Duke Pauli:
Phenomics Data: From Spreadsheets to Virtual Reality (Invited Talk)


Bionote

Dr. Pauli is an Assistant Professor with the School of Plant Sciences at the University of Arizona. His research program focuses on understanding the genetic basis of stress adaptive traits in crop plants through various mechanisms including phenomics, field-based physiology, and quantitative approaches such as models and genetic mapping. Broadly, he is interested in all aspects of agriculture from the historical perspective to production practices and how those interact with the larger agroecosystem.

Presentation Abstract

The advancements in high-throughput phenotyping over the last decade have enabled researchers in the plant science community to generate vast amounts of data. However, a new bottleneck has emerged – how to turn these data into knowledge and insight of complex biological phenomenon. Current phenomics processing pipelines are generally limited in their ability to scale with the size of data being generated or lack flexibility to meet the needs of researchers.
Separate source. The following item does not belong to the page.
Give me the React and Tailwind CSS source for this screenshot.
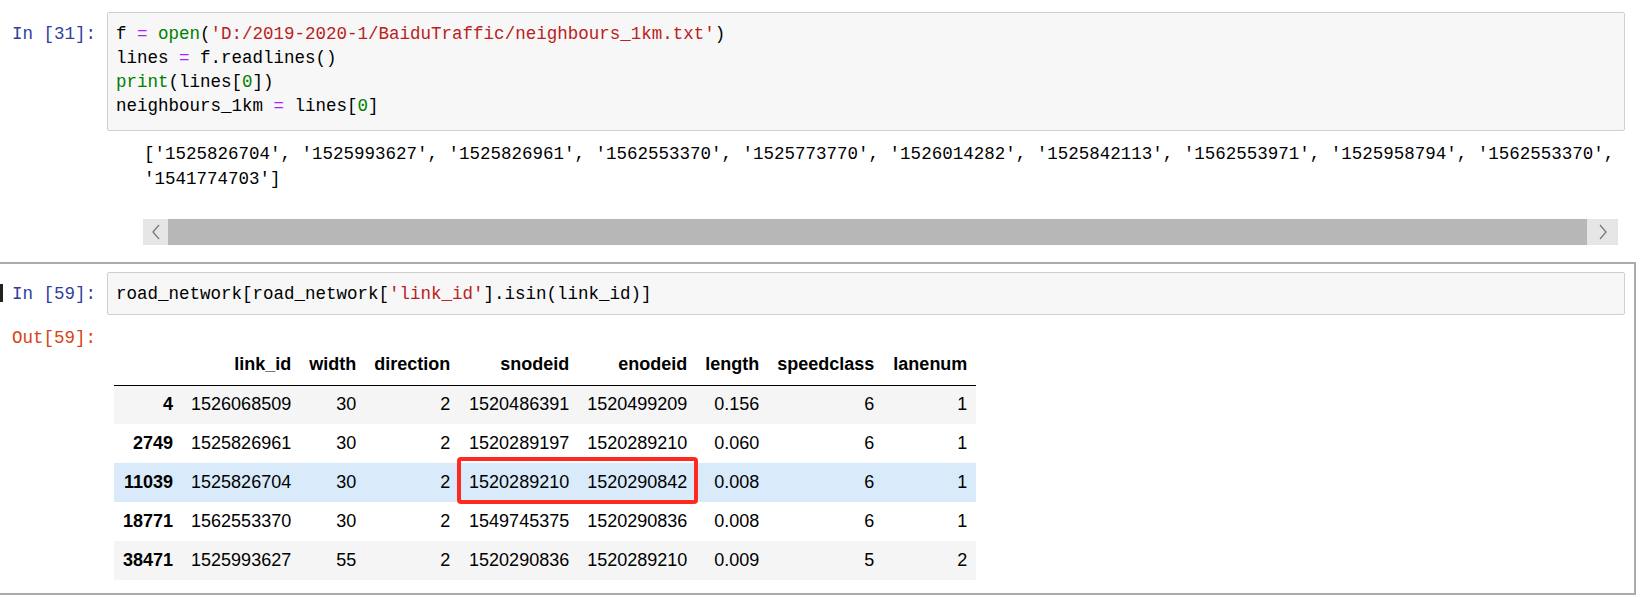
import React from "react";

const mono = { fontFamily: '"Liberation Mono", "DejaVu Sans Mono", monospace' };

const cols = [
  { key: "idx", w: "w-[68px]" },
  { key: "link_id", w: "w-[118px]" },
  { key: "width", w: "w-[65px]" },
  { key: "direction", w: "w-[93px]" },
  { key: "snodeid", w: "w-[119px]" },
  { key: "enodeid", w: "w-[118px]" },
  { key: "length", w: "w-[72px]" },
  { key: "speedclass", w: "w-[115px]" },
  { key: "lanenum", w: "w-[93px]" },
];

const rows = [
  ["4", "1526068509", "30", "2", "1520486391", "1520499209", "0.156", "6", "1"],
  ["2749", "1525826961", "30", "2", "1520289197", "1520289210", "0.060", "6", "1"],
  ["11039", "1525826704", "30", "2", "1520289210", "1520290842", "0.008", "6", "1"],
  ["18771", "1562553370", "30", "2", "1549745375", "1520290836", "0.008", "6", "1"],
  ["38471", "1525993627", "55", "2", "1520290836", "1520289210", "0.009", "5", "2"],
];

const rowBg = ["bg-[#f5f5f5]", "bg-white", "bg-[#d9ebfa]", "bg-white", "bg-[#f5f5f5]"];

function Chevron({ dir }) {
  return (
    <svg width="10" height="18" viewBox="0 0 10 18" className="block">
      {dir === "left" ? (
        <polyline points="8,2 2,9 8,16" fill="none" stroke="#7a7a7a" strokeWidth="1.3" />
      ) : (
        <polyline points="2,2 8,9 2,16" fill="none" stroke="#7a7a7a" strokeWidth="1.3" />
      )}
    </svg>
  );
}

export default function App() {
  return (
    <div className="w-[1640px] h-[597px] bg-white overflow-hidden text-black">
      {/* Cell 1 */}
      <div className="pt-[12px]" style={mono}>
        <div className="flex text-[17.5px]">
          <div className="w-[107px] shrink-0 pr-[11px] pt-[10px] text-right leading-[24px] text-[#303F9F] whitespace-pre">
            In [31]:
          </div>
          <div className="w-[1518px] h-[119px] shrink-0 border border-[#cfcfcf] rounded-[2px] bg-[#f7f7f7] pl-[8px] pt-[9px] leading-[24px] whitespace-pre">
            <div>
              f <span className="text-[#aa22ff]">=</span>{" "}
              <span className="text-[#008000]">open</span>(
              <span className="text-[#ba2121]">'D:/2019-2020-1/BaiduTraffic/neighbours_1km.txt'</span>)
            </div>
            <div>
              lines <span className="text-[#aa22ff]">=</span> f.readlines()
            </div>
            <div>
              <span className="text-[#008000]">print</span>(lines[<span className="text-[#008000]">0</span>])
            </div>
            <div>
              neighbours_1km <span className="text-[#aa22ff]">=</span> lines[<span className="text-[#008000]">0</span>]
            </div>
          </div>
        </div>
        <div className="pl-[144px] pt-[11px] text-[17.5px] leading-[25px] whitespace-pre">
          <div>
            ['1525826704', '1525993627', '1525826961', '1562553370', '1525773770', '1526014282', '1525842113', '1562553971', '1525958794', '1562553370',
          </div>
          <div>'1541774703']</div>
        </div>
        <div className="ml-[143px] mt-[27px] w-[1475px] h-[26px] flex">
          <div className="w-[25px] h-full bg-[#e6e6e6] flex items-center justify-center">
            <Chevron dir="left" />
          </div>
          <div className="flex-1 h-full bg-[#b7b7b7]" />
          <div className="w-[31px] h-full bg-[#e6e6e6] flex items-center justify-center">
            <Chevron dir="right" />
          </div>
        </div>
      </div>

      {/* Cell 2 (selected) */}
      <div className="mt-[17px] w-[1636px] h-[333px] border-t-2 border-r-2 border-b-2 border-[#ababab] pt-[8px]">
        <div className="flex text-[17.5px]" style={mono}>
          <div className="w-[107px] shrink-0 flex items-start">
            <div className="mt-[12px] w-[3px] h-[18px] bg-[#222]" />
            <div className="flex-1 pr-[11px] pt-[10px] text-right leading-[24px] text-[#303F9F] whitespace-pre">
              In [59]:
            </div>
          </div>
          <div className="w-[1518px] h-[43px] shrink-0 border border-[#cfcfcf] rounded-[2px] bg-[#f7f7f7] pl-[8px] pt-[9px] leading-[24px] whitespace-pre">
            road_network[road_network[<span className="text-[#ba2121]">'link_id'</span>].isin(link_id)]
          </div>
        </div>

        <div className="flex mt-[11px]">
          <div
            className="w-[107px] shrink-0 pr-[11px] text-right text-[17.5px] leading-[24px] text-[#D84315] whitespace-pre"
            style={mono}
          >
            Out[59]:
          </div>
          <div className="pl-[7px] pt-[18px]">
            <div
              className="relative"
              style={{ fontFamily: '"Liberation Sans", Arial, Helvetica, sans-serif' }}
            >
              <table className="table-fixed border-collapse text-[18px] leading-[21px]">
                <colgroup>
                  {cols.map((c) => (
                    <col key={c.key} className={c.w} />
                  ))}
                </colgroup>
                <thead>
                  <tr className="border-b border-black">
                    {cols.map((c) => (
                      <th key={c.key} className="h-[41px] px-[9px] py-0 text-right font-bold align-middle">
                        {c.key === "idx" ? "" : c.key}
                      </th>
                    ))}
                  </tr>
                </thead>
                <tbody>
                  {rows.map((r, i) => (
                    <tr key={i} className={rowBg[i]}>
                      {r.map((v, j) => (
                        <td
                          key={j}
                          className={
                            "h-[39px] px-[9px] py-0 text-right align-middle whitespace-nowrap" +
                            (j === 0 ? " font-bold" : "")
                          }
                        >
                          {v}
                        </td>
                      ))}
                    </tr>
                  ))}
                </tbody>
              </table>
              <div className="absolute left-[343px] top-[113px] w-[241px] h-[47px] border-4 border-[#ff2a1f] rounded-[4px]" />
            </div>
          </div>
        </div>
      </div>
    </div>
  );
}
To address these challenges, we have developed PhytoOracle (PO), a suite of modular, scalable pipelines that harnesses distributed computing to improve data processing efficiency. PO integrates CCTools’ Makeflow and Workqueue frameworks for distributed task management on local, cloud, or high-performance computing (HPC) systems. Each pipeline component is available as standalone containers, providing transferability and extensibility. Container technology enables reproducibility with version control ensuring consistent data processing. Researchers can swap between available containers or integrate new ones suited to their specific research needs. With the PO data processing pipeline, phenotypic traits can be extracted from large, multimodal data sets and leveraged for downstream analyses such as genetic mapping, or as will be demonstrated, in a virtual reality environment for the ultimate data exploration experience.